[Saved data entries]
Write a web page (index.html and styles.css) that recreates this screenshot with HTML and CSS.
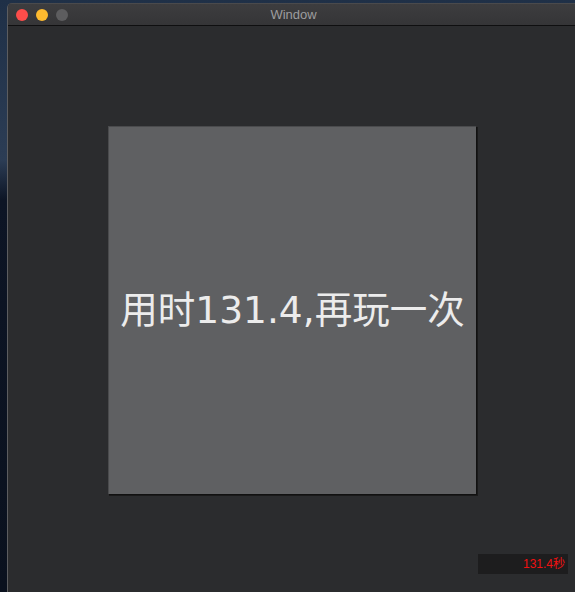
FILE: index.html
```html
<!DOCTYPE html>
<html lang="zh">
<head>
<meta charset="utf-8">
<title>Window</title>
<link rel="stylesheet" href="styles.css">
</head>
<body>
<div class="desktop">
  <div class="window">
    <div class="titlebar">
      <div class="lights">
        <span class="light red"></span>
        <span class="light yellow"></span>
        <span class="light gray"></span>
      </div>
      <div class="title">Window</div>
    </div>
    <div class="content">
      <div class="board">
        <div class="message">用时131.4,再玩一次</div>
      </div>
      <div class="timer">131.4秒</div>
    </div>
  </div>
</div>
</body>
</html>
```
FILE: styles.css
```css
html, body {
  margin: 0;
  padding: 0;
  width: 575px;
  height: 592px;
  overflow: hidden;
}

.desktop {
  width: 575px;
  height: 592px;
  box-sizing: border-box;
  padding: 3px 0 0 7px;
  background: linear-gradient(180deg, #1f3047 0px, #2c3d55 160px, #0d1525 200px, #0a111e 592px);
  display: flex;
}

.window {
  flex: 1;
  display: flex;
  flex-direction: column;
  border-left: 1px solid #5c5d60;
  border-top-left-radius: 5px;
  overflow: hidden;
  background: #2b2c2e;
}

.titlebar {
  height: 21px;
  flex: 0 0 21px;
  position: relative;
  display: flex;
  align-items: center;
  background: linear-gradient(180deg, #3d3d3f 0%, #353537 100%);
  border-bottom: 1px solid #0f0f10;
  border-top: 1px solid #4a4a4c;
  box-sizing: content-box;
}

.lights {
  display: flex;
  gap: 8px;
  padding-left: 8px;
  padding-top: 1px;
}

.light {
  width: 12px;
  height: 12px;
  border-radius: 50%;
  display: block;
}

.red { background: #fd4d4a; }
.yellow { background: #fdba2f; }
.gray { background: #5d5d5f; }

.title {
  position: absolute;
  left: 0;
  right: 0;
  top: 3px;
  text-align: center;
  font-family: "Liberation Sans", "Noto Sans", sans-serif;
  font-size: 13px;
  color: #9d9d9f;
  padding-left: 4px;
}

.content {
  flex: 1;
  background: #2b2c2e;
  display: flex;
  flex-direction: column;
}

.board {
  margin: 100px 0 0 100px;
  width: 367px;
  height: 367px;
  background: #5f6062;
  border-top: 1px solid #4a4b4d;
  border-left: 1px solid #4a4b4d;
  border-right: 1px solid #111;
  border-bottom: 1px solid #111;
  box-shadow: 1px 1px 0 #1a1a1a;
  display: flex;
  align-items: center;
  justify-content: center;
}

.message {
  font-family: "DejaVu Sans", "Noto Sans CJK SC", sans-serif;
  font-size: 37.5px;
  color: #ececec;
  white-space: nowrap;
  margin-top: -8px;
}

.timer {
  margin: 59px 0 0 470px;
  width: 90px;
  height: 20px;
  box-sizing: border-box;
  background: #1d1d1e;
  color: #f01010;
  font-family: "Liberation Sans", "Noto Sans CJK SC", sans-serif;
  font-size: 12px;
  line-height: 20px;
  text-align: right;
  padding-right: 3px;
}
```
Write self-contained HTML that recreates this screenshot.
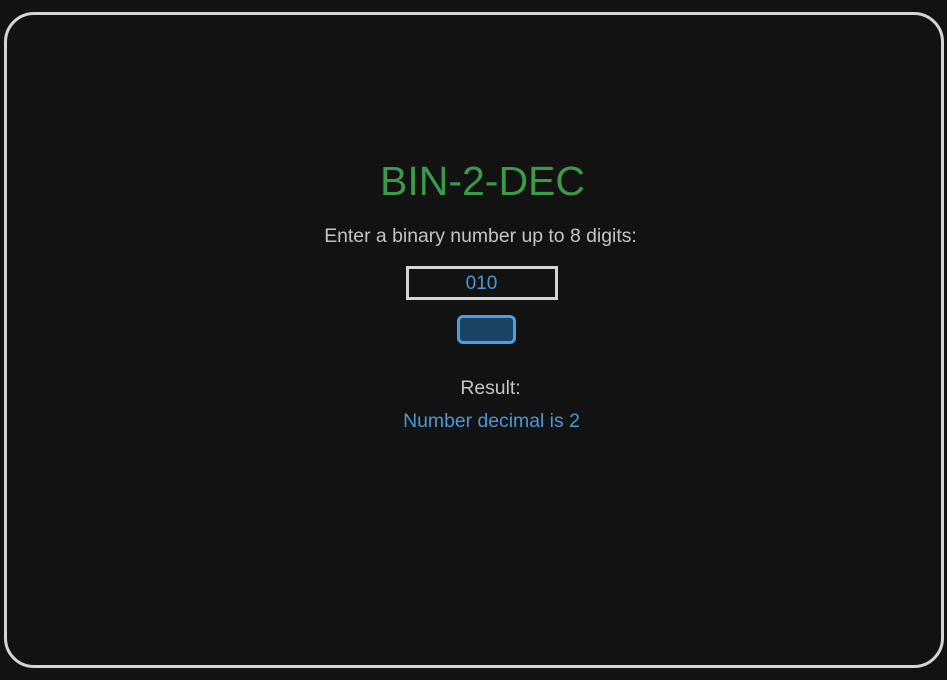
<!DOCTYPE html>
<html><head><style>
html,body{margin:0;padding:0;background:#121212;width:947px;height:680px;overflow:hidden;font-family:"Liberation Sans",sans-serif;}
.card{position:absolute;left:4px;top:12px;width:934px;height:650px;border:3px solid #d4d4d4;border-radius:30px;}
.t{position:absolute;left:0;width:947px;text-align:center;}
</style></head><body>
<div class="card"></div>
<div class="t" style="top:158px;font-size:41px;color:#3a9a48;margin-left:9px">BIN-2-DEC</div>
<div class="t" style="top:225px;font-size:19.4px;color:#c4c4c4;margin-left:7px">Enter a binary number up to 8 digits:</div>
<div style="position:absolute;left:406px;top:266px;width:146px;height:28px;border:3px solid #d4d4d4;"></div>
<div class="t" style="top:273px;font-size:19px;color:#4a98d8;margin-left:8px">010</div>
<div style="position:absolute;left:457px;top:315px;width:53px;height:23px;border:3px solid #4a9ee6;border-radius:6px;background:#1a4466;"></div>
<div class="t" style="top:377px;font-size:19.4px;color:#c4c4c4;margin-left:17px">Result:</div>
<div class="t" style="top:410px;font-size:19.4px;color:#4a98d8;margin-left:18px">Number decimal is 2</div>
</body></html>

> REQUIREMENT: For each line of the entries that includes "recreates", show that line.

> SOLUTION TO THIS EXERCISE:
Write a web page (index.html and styles.css) that recreates this screenshot with HTML and CSS.
Write self-contained HTML that recreates this screenshot.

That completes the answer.